TTA improves the rank of the true class: For misclassified images, the rank of the true class improves from ~200 to ~100, which lowers the conformal score.

Highlights & Insights¶

First systematic integration of TTA and Conformal Prediction—Transforming TTA from an empirical trick for "accuracy improvement" to a rigorous method that "reduces prediction set size while theoretically maintaining coverage guarantees."
Explainability of augmentation weights—Which augmentations are beneficial or redundant can be directly observed, providing theoretical guidance for selecting data augmentation strategies.

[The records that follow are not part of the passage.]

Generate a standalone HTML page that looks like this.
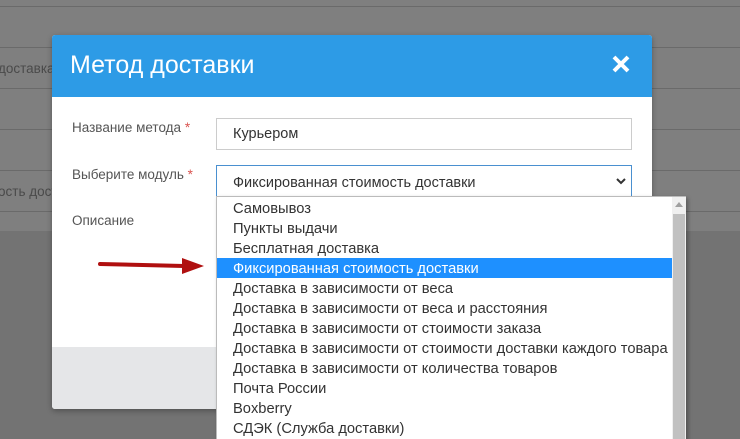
<!DOCTYPE html>
<html style="overflow:hidden;width:740px;height:439px"><head><meta charset="utf-8"><style>
*{margin:0;padding:0;box-sizing:border-box}
body{width:740px;height:439px;overflow:hidden;position:relative;font-family:"Liberation Sans","DejaVu Sans",sans-serif;background:#737373}
.bgtop{position:absolute;left:0;top:0;width:740px;height:231px;background:#7f7f7f}
.ln{position:absolute;left:0;width:740px;height:1px;background:#6a6a6a}
.bt{position:absolute;font-size:13.5px;color:#4a4a4a}
.modal{position:absolute;left:52px;top:35px;width:600px;height:374px;background:#fff;border-radius:3px;overflow:hidden;box-shadow:0 2px 6px rgba(0,0,0,.3)}
.hd{height:62px;background:#2d9be6;color:#fff;font-size:25px;padding:16px 0 0 18px}
.x{position:absolute;right:22px;top:20px}
.ft{position:absolute;left:0;top:312px;width:600px;height:62px;background:#e5e6e8}
.lab{position:absolute;font-size:13.5px;color:#555}
.lab b{color:#d9534f;font-weight:normal}
.inp{position:absolute;left:216px;width:416px;height:32px;border:1px solid #ccc;font-size:14.5px;color:#333;padding:7px 0 0 16px;background:#fff}
.dd{position:absolute;left:216px;top:196px;width:470px;height:250px;background:#fff;border:1px solid #bbb;box-shadow:2px 2px 4px rgba(0,0,0,.3);padding-top:1px}
.it{height:20px;font-size:14.7px;color:#333;padding:2px 0 0 16px;width:459px;white-space:nowrap;line-height:18px;overflow:hidden}
.sel{background:#1e90ff;color:#fff}
.sb{position:absolute;left:455px;top:0;width:14px;height:250px;background:#f0f0f0}
.th{position:absolute;left:1px;top:17px;width:12px;height:240px;background:#c1c1c1}
</style></head><body>
<div class="bgtop"></div>
<div class="ln" style="top:6px"></div><div class="ln" style="top:47px"></div><div class="ln" style="top:88px"></div><div class="ln" style="top:129px"></div><div class="ln" style="top:170px"></div><div class="ln" style="top:211px"></div>
<div class="bt" style="left:-2px;top:61px">доставка</div>
<div class="bt" style="left:-2px;top:184px">ость дост</div>
<div class="modal">
<div class="hd">Метод доставки</div>
<svg class="x" width="18" height="18" viewBox="0 0 18 18"><path d="M2 2L16 16M16 2L2 16" stroke="#fff" stroke-width="4"/></svg>
<div class="ft"></div>
</div>
<div class="lab" style="left:72px;top:120px">Название метода <b>*</b></div>
<div class="lab" style="left:72px;top:167px">Выберите модуль <b>*</b></div>
<div class="lab" style="left:72px;top:213px">Описание</div>
<div class="inp" style="top:118px">Курьером</div>
<div class="inp" style="top:165px;border-color:#4a90d0;padding-top:9px">Фиксированная стоимость доставки
<svg style="position:absolute;right:5px;top:12px" width="10" height="7" viewBox="0 0 10 7"><path d="M1 1L5 5L9 1" stroke="#333" stroke-width="2" fill="none"/></svg></div>
<div class="dd">
<div class="it">Самовывоз</div>
<div class="it">Пункты выдачи</div>
<div class="it">Бесплатная доставка</div>
<div class="it sel">Фиксированная стоимость доставки</div>
<div class="it">Доставка в зависимости от веса</div>
<div class="it">Доставка в зависимости от веса и расстояния</div>
<div class="it">Доставка в зависимости от стоимости заказа</div>
<div class="it">Доставка в зависимости от стоимости доставки каждого товара</div>
<div class="it">Доставка в зависимости от количества товаров</div>
<div class="it">Почта России</div>
<div class="it">Boxberry</div>
<div class="it">СДЭК (Служба доставки)</div>
<div class="sb"><svg style="position:absolute;left:3px;top:5px" width="8" height="5"><path d="M0 5L4 0L8 5Z" fill="#a0a0a0"/></svg><div class="th"></div></div>
</div>
<svg style="position:absolute;left:98px;top:256px" width="110" height="20" viewBox="0 0 110 20"><path d="M2 8L86 10" stroke="#b01010" stroke-width="4" stroke-linecap="round"/><path d="M84 2L106 10L84 18Z" fill="#b01010"/></svg>
</body></html>
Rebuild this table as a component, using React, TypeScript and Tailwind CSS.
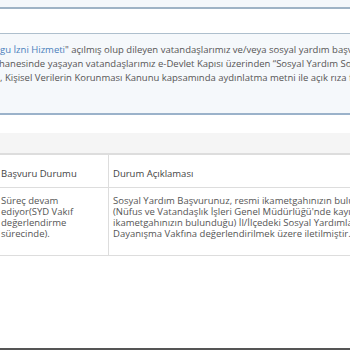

Limitations & Future Work¶

Computational overhead of multiple forward passes (12 augmentations = 12x inference).
Validation is limited to image classification.
Requires a sufficiently large calibration set.
Exchangeability assumptions restrict certain data partitioning strategies.

Rating¶

Novelty: ⭐⭐⭐⭐ The combination of TTA and conformal prediction is novel and theoretically rigorous.
Experimental Thoroughness: ⭐⭐⭐⭐ Evaluated on ImageNet with multiple scales and distribution shifts.
Writing Quality: ⭐⭐⭐⭐⭐ Clear and elegant theoretical derivations.
Value: ⭐⭐⭐⭐ Provides a practical tool for the uncertainty estimation community.